The level of stupidity, hypocrisy and ignorance amongst our political leaders and government officials is alarming. In modern history, Russia has been on the receiving end of four major invasions from the west: an amateurish assault in the Crimea in the 1850's; the attack of the Central Powers in 1914; the intervention by the allies on the side of the "White Russians" following the 1917 Revolution, and the absolutely murderous attack by the Germans in 1941. Armed with that history, one might have thought western statesmen would appreciate the extreme sensitivity of the Russians about their security. Indeed, did not George Bush (Snr) promise Gorbachev that there would be no expansion of NATO's frontier following the collapse of the Warsaw Pact? But who now cares (or even knows) about that? Au contraire, our leaders thought it would be a brilliant idea to co-opt the Ukraine as a NATO member, thus taking the western alliance up to almost the most eastward line of the German advance in 1942. Putin has only made good on a reaction that he has threatened for a very long time, and the declaration by the Ukrainian president (a former stand- up comedian) that his country would make alliances with whomsoever it damned-well pleased was the final straw. 

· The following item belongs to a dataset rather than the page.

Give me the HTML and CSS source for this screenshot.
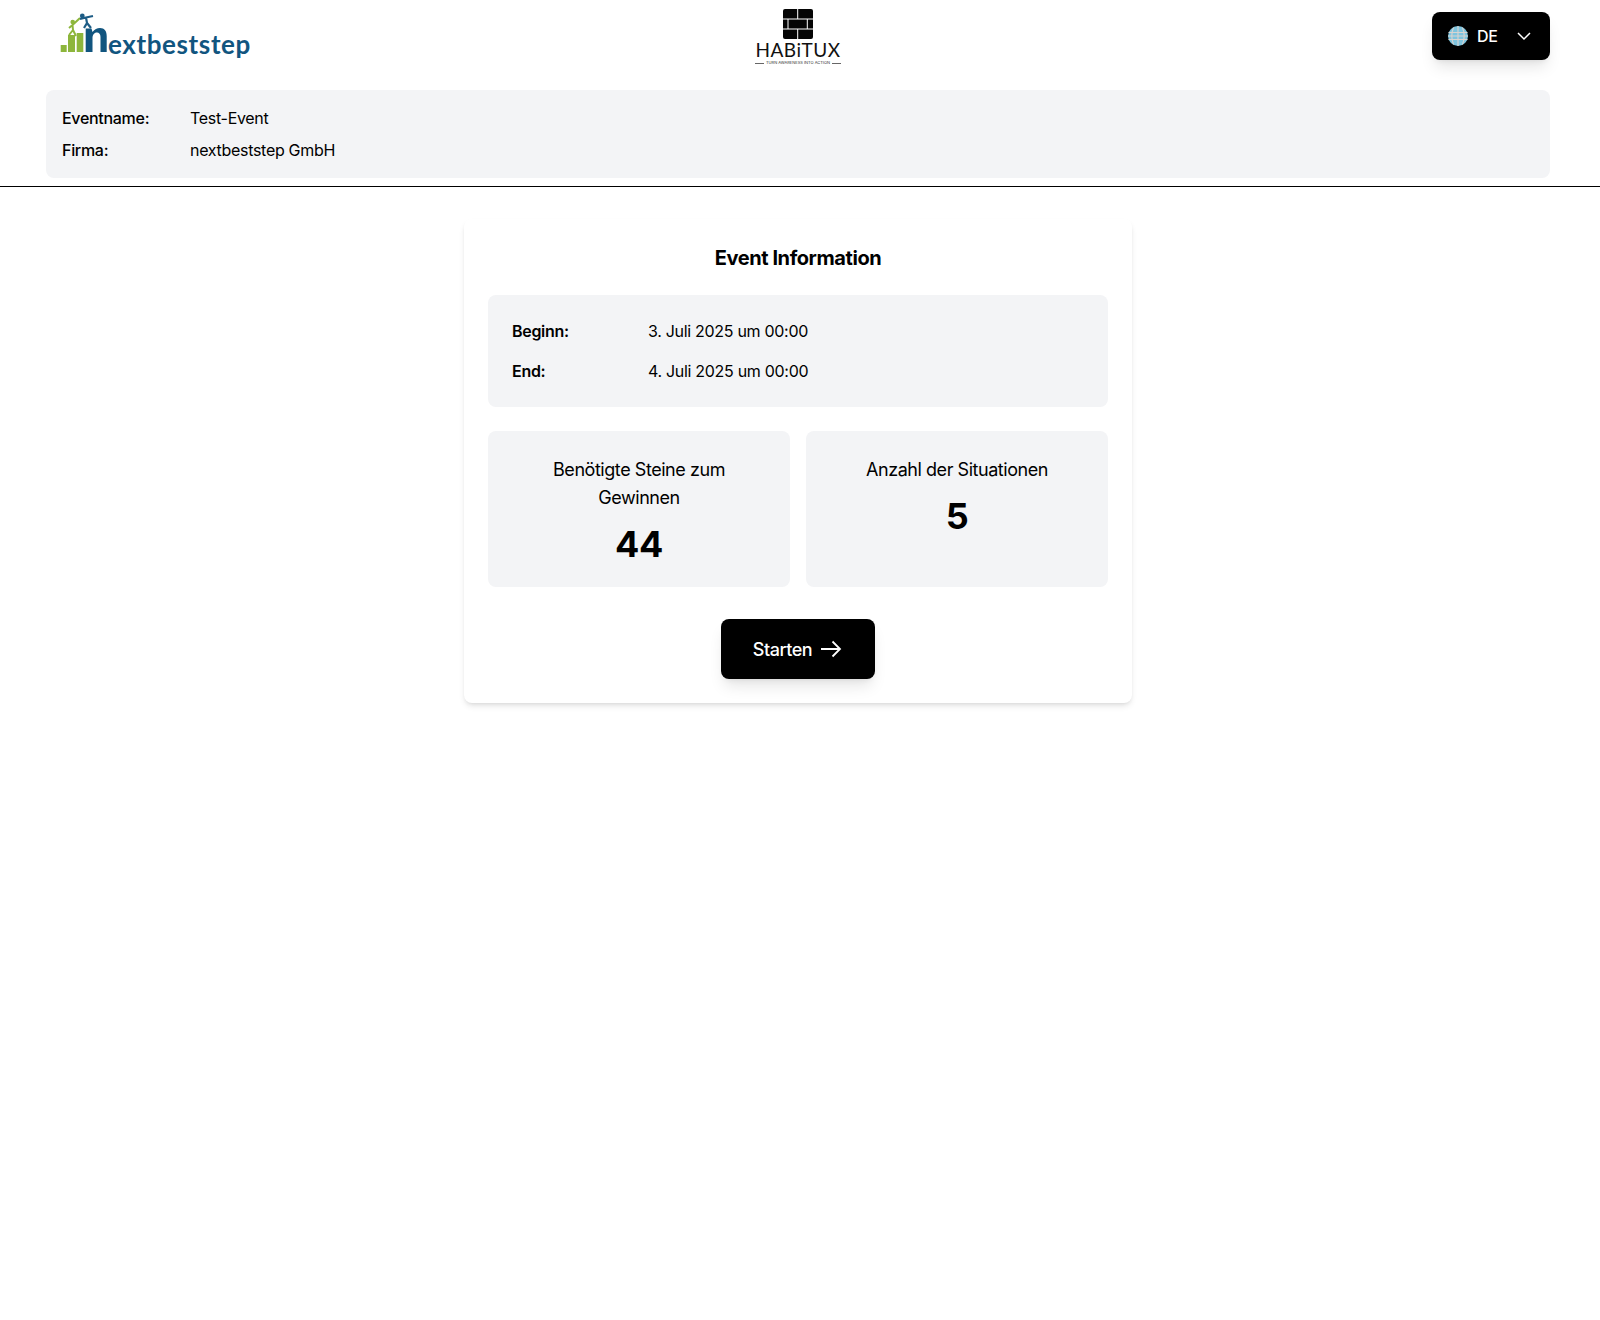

Watching an increasingly doddery President Biden stumble over his "outrage" at the invasion made one almost yearn for the diplomatic skills of Donald Trump. At least that oddly coiffured narcissist realised the limits of American power and tried to "cut a deal" where he knew the USA was at a disadvantage. Yet the official liberal establishments of the west remain wedded to "standards" that they cannot credibly uphold at home while trying to impose them on everyone else. So while the US was defunding the police and "taking the knee", Germany was mobilising papier mache helmets and broomsticks, and the UK was trying to decide if its male soldiers could have a cervix, Putin was getting busy. 

It's obvious Russia's leader can't take our own leaders seriously: maybe he has a point.